In der Lebewelt scheinen die Bezüge oft einleuchtend: Augen entstehen, weil es Licht gibt und Flossen, weil es Wasser gibt. Doch eine solch simple Erklärung reicht für das Phänomen des menschlichen Forscherdranges nicht mehr aus: Ein Wesen, das Schiffe baut, um auf die hohe See hinauszufahren und sogar den eigenen Planeten trotz seiner Vielfalt verlässt, um in Raumschiffen den Himmel zu erkunden, bedarf weiterer Beleuchtung. Der menschliche Entdeckergeist, der häufig mehr auf Neugier als einem Entwicklungszwang beruht, macht vielleicht die Einzigartigkeit des Homo sapiens aus.

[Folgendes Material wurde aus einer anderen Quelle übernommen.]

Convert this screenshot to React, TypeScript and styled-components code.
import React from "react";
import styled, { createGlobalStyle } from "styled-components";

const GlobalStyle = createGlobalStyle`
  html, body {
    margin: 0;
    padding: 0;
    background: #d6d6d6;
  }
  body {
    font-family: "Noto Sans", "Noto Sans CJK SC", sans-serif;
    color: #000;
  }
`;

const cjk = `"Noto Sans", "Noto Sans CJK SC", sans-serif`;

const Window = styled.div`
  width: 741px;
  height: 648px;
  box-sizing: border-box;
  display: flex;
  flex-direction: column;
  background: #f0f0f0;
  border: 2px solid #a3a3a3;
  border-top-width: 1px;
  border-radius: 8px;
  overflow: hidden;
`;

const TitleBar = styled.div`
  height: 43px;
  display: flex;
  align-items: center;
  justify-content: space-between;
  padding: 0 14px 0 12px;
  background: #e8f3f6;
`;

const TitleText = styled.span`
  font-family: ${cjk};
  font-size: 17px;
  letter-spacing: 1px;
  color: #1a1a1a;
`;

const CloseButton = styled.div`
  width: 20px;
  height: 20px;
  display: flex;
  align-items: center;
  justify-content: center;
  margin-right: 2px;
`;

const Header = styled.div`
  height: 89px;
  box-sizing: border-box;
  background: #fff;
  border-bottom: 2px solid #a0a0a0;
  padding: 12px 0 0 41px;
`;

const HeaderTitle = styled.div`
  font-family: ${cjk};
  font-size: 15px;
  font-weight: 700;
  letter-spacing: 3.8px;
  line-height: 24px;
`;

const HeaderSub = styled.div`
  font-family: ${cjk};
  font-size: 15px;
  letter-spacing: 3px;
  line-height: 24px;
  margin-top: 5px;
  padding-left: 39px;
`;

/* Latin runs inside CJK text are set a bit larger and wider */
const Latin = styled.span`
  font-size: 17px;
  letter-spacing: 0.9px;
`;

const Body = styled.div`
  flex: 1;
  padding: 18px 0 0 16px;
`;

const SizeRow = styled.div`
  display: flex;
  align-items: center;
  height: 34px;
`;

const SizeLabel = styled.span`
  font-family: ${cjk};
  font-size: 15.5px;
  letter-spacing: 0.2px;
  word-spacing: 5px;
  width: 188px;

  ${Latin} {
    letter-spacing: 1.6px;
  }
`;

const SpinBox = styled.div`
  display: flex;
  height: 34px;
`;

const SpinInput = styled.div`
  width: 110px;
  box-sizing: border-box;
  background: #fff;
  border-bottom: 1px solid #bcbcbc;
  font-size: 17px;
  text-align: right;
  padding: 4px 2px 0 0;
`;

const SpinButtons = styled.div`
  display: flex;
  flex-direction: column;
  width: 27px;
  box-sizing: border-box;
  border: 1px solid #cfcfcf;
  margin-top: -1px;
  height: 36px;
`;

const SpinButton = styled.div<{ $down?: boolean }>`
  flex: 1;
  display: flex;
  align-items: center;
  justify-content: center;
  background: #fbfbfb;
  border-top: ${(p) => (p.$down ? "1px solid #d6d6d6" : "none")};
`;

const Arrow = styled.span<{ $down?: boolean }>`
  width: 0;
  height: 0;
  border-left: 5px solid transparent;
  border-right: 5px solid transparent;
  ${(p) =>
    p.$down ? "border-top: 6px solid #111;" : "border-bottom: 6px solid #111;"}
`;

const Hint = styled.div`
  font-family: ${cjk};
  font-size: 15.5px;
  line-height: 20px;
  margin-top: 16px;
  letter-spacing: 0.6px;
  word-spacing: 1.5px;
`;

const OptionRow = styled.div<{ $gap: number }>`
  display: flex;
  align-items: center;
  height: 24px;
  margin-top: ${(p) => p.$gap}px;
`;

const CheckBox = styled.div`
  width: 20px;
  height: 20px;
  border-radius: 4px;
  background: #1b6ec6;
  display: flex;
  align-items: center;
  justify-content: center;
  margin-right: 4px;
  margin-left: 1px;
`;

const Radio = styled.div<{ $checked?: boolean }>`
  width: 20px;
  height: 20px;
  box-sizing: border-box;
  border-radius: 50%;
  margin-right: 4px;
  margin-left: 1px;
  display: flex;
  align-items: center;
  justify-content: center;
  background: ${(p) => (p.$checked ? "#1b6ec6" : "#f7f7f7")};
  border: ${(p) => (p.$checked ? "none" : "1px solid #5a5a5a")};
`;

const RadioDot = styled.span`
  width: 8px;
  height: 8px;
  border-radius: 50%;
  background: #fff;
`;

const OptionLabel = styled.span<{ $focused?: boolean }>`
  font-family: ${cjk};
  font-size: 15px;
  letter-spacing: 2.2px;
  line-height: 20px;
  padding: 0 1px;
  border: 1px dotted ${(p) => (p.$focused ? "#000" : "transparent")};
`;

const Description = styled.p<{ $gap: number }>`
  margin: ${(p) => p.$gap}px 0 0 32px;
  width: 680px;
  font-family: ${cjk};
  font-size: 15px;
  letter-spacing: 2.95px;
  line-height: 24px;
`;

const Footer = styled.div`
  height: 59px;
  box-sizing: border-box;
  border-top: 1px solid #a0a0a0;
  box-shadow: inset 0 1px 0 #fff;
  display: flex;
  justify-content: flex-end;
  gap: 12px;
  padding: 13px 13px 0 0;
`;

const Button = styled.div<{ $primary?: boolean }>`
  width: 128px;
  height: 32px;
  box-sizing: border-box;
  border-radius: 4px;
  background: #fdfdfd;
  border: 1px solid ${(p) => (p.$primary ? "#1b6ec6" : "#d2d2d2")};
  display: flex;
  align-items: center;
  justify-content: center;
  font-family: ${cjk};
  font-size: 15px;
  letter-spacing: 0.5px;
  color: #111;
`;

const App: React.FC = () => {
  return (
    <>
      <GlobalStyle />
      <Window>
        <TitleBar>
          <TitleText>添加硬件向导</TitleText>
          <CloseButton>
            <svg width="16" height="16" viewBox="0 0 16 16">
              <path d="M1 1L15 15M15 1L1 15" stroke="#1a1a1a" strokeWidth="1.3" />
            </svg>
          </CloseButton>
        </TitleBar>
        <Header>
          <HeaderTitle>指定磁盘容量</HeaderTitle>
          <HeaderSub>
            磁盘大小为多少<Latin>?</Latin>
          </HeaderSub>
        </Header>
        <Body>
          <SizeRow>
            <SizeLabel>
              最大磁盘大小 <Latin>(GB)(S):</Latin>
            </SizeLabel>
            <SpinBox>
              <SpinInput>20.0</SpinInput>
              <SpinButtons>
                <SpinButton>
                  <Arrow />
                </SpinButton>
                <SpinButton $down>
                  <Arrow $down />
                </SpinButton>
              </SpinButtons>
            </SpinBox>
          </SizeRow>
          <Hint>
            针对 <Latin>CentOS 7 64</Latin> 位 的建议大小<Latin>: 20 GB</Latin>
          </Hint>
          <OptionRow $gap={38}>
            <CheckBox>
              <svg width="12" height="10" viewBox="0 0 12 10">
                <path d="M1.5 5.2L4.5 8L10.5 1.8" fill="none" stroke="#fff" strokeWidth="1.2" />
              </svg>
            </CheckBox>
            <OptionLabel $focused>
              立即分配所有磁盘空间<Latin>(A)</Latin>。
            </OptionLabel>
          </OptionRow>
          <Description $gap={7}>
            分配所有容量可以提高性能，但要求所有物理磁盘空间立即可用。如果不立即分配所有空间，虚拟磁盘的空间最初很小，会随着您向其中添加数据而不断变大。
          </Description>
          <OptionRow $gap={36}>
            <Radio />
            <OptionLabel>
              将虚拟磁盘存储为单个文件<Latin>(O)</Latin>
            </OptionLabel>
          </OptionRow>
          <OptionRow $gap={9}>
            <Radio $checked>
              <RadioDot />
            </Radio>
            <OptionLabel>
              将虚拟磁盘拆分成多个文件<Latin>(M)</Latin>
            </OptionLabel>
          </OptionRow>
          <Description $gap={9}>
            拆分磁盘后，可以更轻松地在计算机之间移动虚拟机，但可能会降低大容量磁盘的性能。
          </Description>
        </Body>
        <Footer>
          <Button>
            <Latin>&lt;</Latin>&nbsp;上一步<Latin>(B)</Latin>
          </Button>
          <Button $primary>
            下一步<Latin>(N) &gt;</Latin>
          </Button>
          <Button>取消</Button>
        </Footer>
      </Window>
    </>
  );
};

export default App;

Doch auch diese Eigenart des Menschen sieht Fischer zu großen Teilen in der Evolution begründet. Nicht nur offensichtliche Errungenschaften wie die Herausbildung der Sinne und eines anpassungsfähigen Körpers, sondern auch typisch menschliche Wesenszüge wie Religiösität oder das Empfinden von Schönheit sind wichtige Bestandteile der menschlichen Entwicklung.

Ein abschließendes Essay widmet sich der Frage nach der Unsterblichkeit – ein Thema, dass die Menschheit seit ihrer Entstehung beschäftigt. Dabei wird nicht nur versucht zu erklären, warum wir eben nicht unsterblich sind, sondern auch hinterfragt, ob wir es vielleicht werden können.

Der Autor legt zum Darwinjahr ein informatives wie unterhaltsames Buch vor, das vor allem mit seinen beeindruckenden Abbildungen überzeugt. Teilweise ganzseitige Bilder veranschaulichen den Text und bieten dem Leser spektakuläre Einblicke vor allem in die Vielfalt der Tierwelt. Wer erfahren will, warum Großmütter so wichtig für unsere Entwicklung waren, warum wir lachen können und ob Gene Künstler oder Egoisten sind, für den bietet "Das große Buch der Evolution" jedenfalls viele Antworten.